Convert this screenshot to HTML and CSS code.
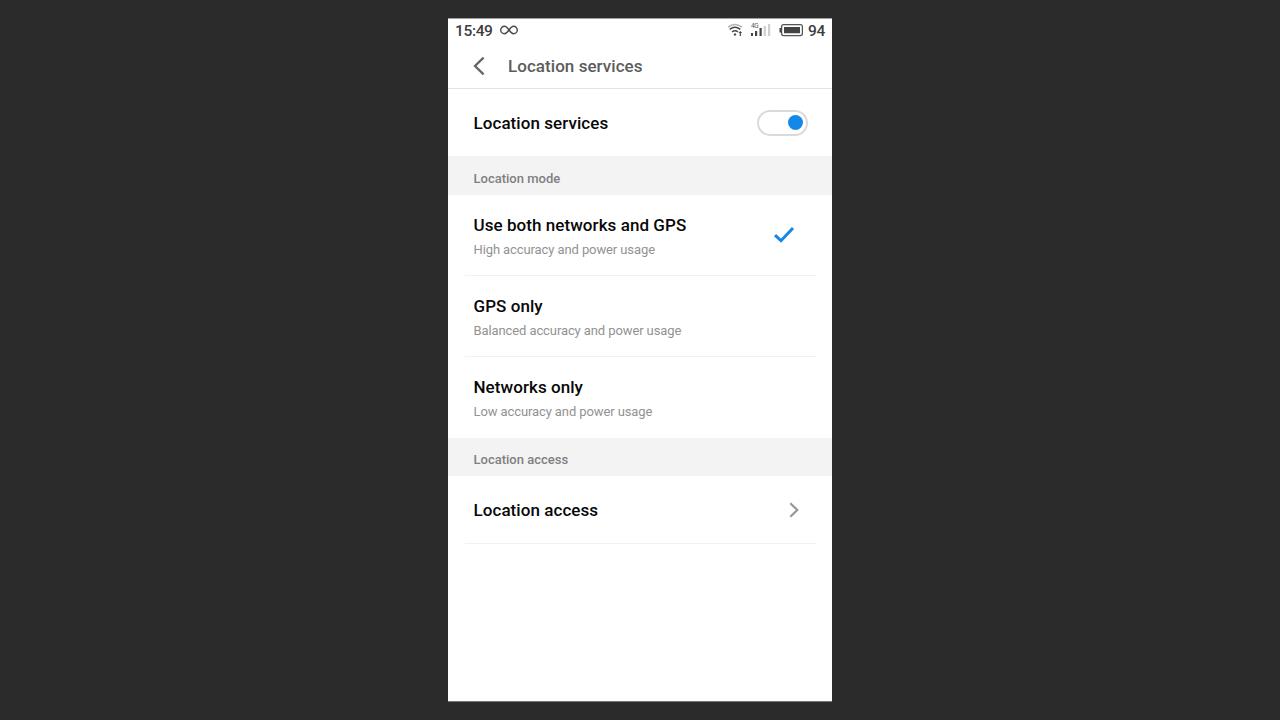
FILE: index.html
```html
<!DOCTYPE html>
<html lang="en">
<head>
<meta charset="utf-8">
<title>Location services</title>
<link rel="stylesheet" href="styles.css">
</head>
<body>
<main class="phone">
  <div class="status">
    <span class="time">15:49</span>
    <svg class="infinity" width="18" height="10" viewBox="0 0 18 10"><path d="M9 5C7.400 2.700 6.300 1.300 4.400 1.300a3.700 3.700 0 0 0 0 7.400C6.300 8.700 7.400 7.300 9 5s2.700-3.700 4.600-3.700a3.700 3.700 0 0 1 0 7.400C11.700 8.700 10.600 7.300 9 5z"/></svg>
    <svg class="indicators" width="76" height="18" viewBox="0 0 76 18">
      <g class="wifi"><path d="M1 6.200Q8 .6 15 6.200" class="faint"/><path d="M2.700 8.400Q8 4.300 13.300 8.400M5 11Q8 8.700 11 11"/><path d="M8 12l1.500 1.500L8 15l-1.500-1.500zM11.500 12l1.800-2 1.800 2h-1.200v3h-1.200v-3z" class="solid"/></g>
      <text x="24" y="6.500" class="net">4G</text>
      <path d="M24 12h2v3h-2zM28 10h2.200v5H28zM32.500 7h2.200v8h-2.200z" class="solid"/>
      <path d="M36.700 5h2.200v10h-2.200zM41 3h2.200v12H41z" class="weak"/>
      <rect x="54.600" y="3.600" width="20.800" height="11" rx="2" class="case"/>
      <path d="M57 6h16v6.300H57zM52.500 7h1.700v4.500h-1.700z" class="solid"/>
    </svg>
    <span class="level">94</span>
  </div>
  <header class="bar">
    <svg width="12" height="20" viewBox="0 0 12 20"><path d="M10.600 1.700L2 10l8.600 8.300"/></svg>
    <h1>Location services</h1>
  </header>
  <section class="row"><h2>Location services</h2><span class="switch"></span></section>
  <div class="label">Location mode</div>
  <section class="option">
    <div><h2>Use both networks and GPS</h2><p>High accuracy and power usage</p></div>
    <svg class="check" width="22" height="18" viewBox="0 0 22 18"><path d="M2 9.200l6 5.500L20 2"/></svg>
  </section>
  <section class="option"><div><h2>GPS only</h2><p>Balanced accuracy and power usage</p></div></section>
  <section class="option last"><div><h2>Networks only</h2><p>Low accuracy and power usage</p></div></section>
  <div class="label access">Location access</div>
  <section class="row link"><h2>Location access</h2>
    <svg class="chevron" width="10" height="16" viewBox="0 0 10 16"><path d="M1.300 1.300L8.300 8l-7 6.700"/></svg>
  </section>
</main>
</body>
</html>
```
FILE: styles.css
```css
* { box-sizing: border-box; }
body { margin: 0; height: 720px; padding-top: 18px; background: #2b2b2b; font-family: Roboto, sans-serif; overflow: hidden; }
h1, h2, p { margin: 0; font-weight: 500; white-space: nowrap; }
svg { display: block; fill: none; flex: none; }
.phone { width: 384px; height: 684px; margin: 0 auto; background: #fff; border-top: 1px solid #a0a0a0; border-bottom: 1px solid #777; }
.status { display: flex; align-items: center; height: 24px; padding: 0 7px; color: #3d3d3d; font-size: 15.500px; font-weight: 500; line-height: 24px; letter-spacing: -.35px; }
.infinity { margin: -2px 0 0 7.500px; stroke: #4a4a4a; stroke-width: 1.400; }
.indicators { margin: -2px 0 0 auto; }
.wifi { stroke: #484848; stroke-width: 1.500; }
.faint { stroke: #b5b5b5; }
.solid { fill: #444; stroke: none; }
.weak { fill: #cfcfcf; }
.case { stroke: #555; stroke-width: 1.300; }
.net { fill: #555; font-size: 6.500px; font-weight: 400; }
.level { margin-left: 4.500px; letter-spacing: -.3px; }
.bar { display: flex; align-items: center; height: 46px; padding: 0 25px; border-bottom: 1px solid #e3e3e3; }
.bar svg { stroke: #666; stroke-width: 2.300; }
.bar h1 { margin-left: 23px; color: #5c5c5c; font-size: 17px; line-height: 22px; letter-spacing: .05px; }
.row { display: flex; align-items: center; justify-content: space-between; height: 67px; padding: 0 24px 0 25.500px; }
h2 { color: #080808; font-size: 17px; line-height: 22px; letter-spacing: .06px; }
.switch { display: flex; align-items: center; justify-content: flex-end; width: 51px; height: 26px; padding-right: 3px; border: 2px solid #dadada; border-radius: 13px; }
.switch::after { content: ""; width: 15px; height: 15px; border-radius: 50%; background: #1488e8; }
.label { display: flex; align-items: center; height: 39px; padding: 7px 25.500px 0; background: #f3f3f3; color: #808080; font-size: 13px; font-weight: 500; line-height: 18px; }
.option { display: flex; justify-content: space-between; height: 81px; margin: 0 16px 0 17px; padding: 19px 21px 0 8.500px; border-bottom: 1px solid #f1f1f1; }
.option p { margin-top: 5px; color: #929292; font-size: 13px; font-weight: 400; line-height: 18px; letter-spacing: -.1px; }
.last { border-bottom-color: #fff; }
.check { margin-top: 12px; stroke: #1488e8; stroke-width: 3; }
.access { height: 38px; padding-top: 6px; }
.link { height: 68px; margin: 0 16px 0 17px; padding: 0 17.500px 0 8.500px; border-bottom: 1px solid #f1f1f1; }
.chevron { stroke: #979797; stroke-width: 2.200; }
```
• • •
Quote the full listing above word for word; exclude every picture from the copy.

Convert this screenshot to HTML and CSS code.
FILE: index.html
```html
<!DOCTYPE html>
<html lang="en">
<head>
<meta charset="utf-8">
<title>Location services</title>
<link rel="stylesheet" href="styles.css">
</head>
<body>
<main class="phone">
  <div class="status">
    <span class="time">15:49</span>
    <svg class="infinity" width="18" height="10" viewBox="0 0 18 10"><path d="M9 5C7.400 2.700 6.300 1.300 4.400 1.300a3.700 3.700 0 0 0 0 7.400C6.300 8.700 7.400 7.300 9 5s2.700-3.700 4.600-3.700a3.700 3.700 0 0 1 0 7.400C11.700 8.700 10.600 7.300 9 5z"/></svg>
    <svg class="indicators" width="76" height="18" viewBox="0 0 76 18">
      <g class="wifi"><path d="M1 6.200Q8 .6 15 6.200" class="faint"/><path d="M2.700 8.400Q8 4.300 13.300 8.400M5 11Q8 8.700 11 11"/><path d="M8 12l1.500 1.500L8 15l-1.500-1.500zM11.500 12l1.800-2 1.800 2h-1.200v3h-1.200v-3z" class="solid"/></g>
      <text x="24" y="6.500" class="net">4G</text>
      <path d="M24 12h2v3h-2zM28 10h2.200v5H28zM32.500 7h2.200v8h-2.200z" class="solid"/>
      <path d="M36.700 5h2.200v10h-2.200zM41 3h2.200v12H41z" class="weak"/>
      <rect x="54.600" y="3.600" width="20.800" height="11" rx="2" class="case"/>
      <path d="M57 6h16v6.300H57zM52.500 7h1.700v4.500h-1.700z" class="solid"/>
    </svg>
    <span class="level">94</span>
  </div>
  <header class="bar">
    <svg width="12" height="20" viewBox="0 0 12 20"><path d="M10.600 1.700L2 10l8.600 8.300"/></svg>
    <h1>Location services</h1>
  </header>
  <section class="row"><h2>Location services</h2><span class="switch"></span></section>
  <div class="label">Location mode</div>
  <section class="option">
    <div><h2>Use both networks and GPS</h2><p>High accuracy and power usage</p></div>
    <svg class="check" width="22" height="18" viewBox="0 0 22 18"><path d="M2 9.200l6 5.500L20 2"/></svg>
  </section>
  <section class="option"><div><h2>GPS only</h2><p>Balanced accuracy and power usage</p></div></section>
  <section class="option last"><div><h2>Networks only</h2><p>Low accuracy and power usage</p></div></section>
  <div class="label access">Location access</div>
  <section class="row link"><h2>Location access</h2>
    <svg class="chevron" width="10" height="16" viewBox="0 0 10 16"><path d="M1.300 1.300L8.300 8l-7 6.700"/></svg>
  </section>
</main>
</body>
</html>
```
FILE: styles.css
```css
* { box-sizing: border-box; }
body { margin: 0; height: 720px; padding-top: 18px; background: #2b2b2b; font-family: Roboto, sans-serif; overflow: hidden; }
h1, h2, p { margin: 0; font-weight: 500; white-space: nowrap; }
svg { display: block; fill: none; flex: none; }
.phone { width: 384px; height: 684px; margin: 0 auto; background: #fff; border-top: 1px solid #a0a0a0; border-bottom: 1px solid #777; }
.status { display: flex; align-items: center; height: 24px; padding: 0 7px; color: #3d3d3d; font-size: 15.500px; font-weight: 500; line-height: 24px; letter-spacing: -.35px; }
.infinity { margin: -2px 0 0 7.500px; stroke: #4a4a4a; stroke-width: 1.400; }
.indicators { margin: -2px 0 0 auto; }
.wifi { stroke: #484848; stroke-width: 1.500; }
.faint { stroke: #b5b5b5; }
.solid { fill: #444; stroke: none; }
.weak { fill: #cfcfcf; }
.case { stroke: #555; stroke-width: 1.300; }
.net { fill: #555; font-size: 6.500px; font-weight: 400; }
.level { margin-left: 4.500px; letter-spacing: -.3px; }
.bar { display: flex; align-items: center; height: 46px; padding: 0 25px; border-bottom: 1px solid #e3e3e3; }
.bar svg { stroke: #666; stroke-width: 2.300; }
.bar h1 { margin-left: 23px; color: #5c5c5c; font-size: 17px; line-height: 22px; letter-spacing: .05px; }
.row { display: flex; align-items: center; justify-content: space-between; height: 67px; padding: 0 24px 0 25.500px; }
h2 { color: #080808; font-size: 17px; line-height: 22px; letter-spacing: .06px; }
.switch { display: flex; align-items: center; justify-content: flex-end; width: 51px; height: 26px; padding-right: 3px; border: 2px solid #dadada; border-radius: 13px; }
.switch::after { content: ""; width: 15px; height: 15px; border-radius: 50%; background: #1488e8; }
.label { display: flex; align-items: center; height: 39px; padding: 7px 25.500px 0; background: #f3f3f3; color: #808080; font-size: 13px; font-weight: 500; line-height: 18px; }
.option { display: flex; justify-content: space-between; height: 81px; margin: 0 16px 0 17px; padding: 19px 21px 0 8.500px; border-bottom: 1px solid #f1f1f1; }
.option p { margin-top: 5px; color: #929292; font-size: 13px; font-weight: 400; line-height: 18px; letter-spacing: -.1px; }
.last { border-bottom-color: #fff; }
.check { margin-top: 12px; stroke: #1488e8; stroke-width: 3; }
.access { height: 38px; padding-top: 6px; }
.link { height: 68px; margin: 0 16px 0 17px; padding: 0 17.500px 0 8.500px; border-bottom: 1px solid #f1f1f1; }
.chevron { stroke: #979797; stroke-width: 2.200; }
```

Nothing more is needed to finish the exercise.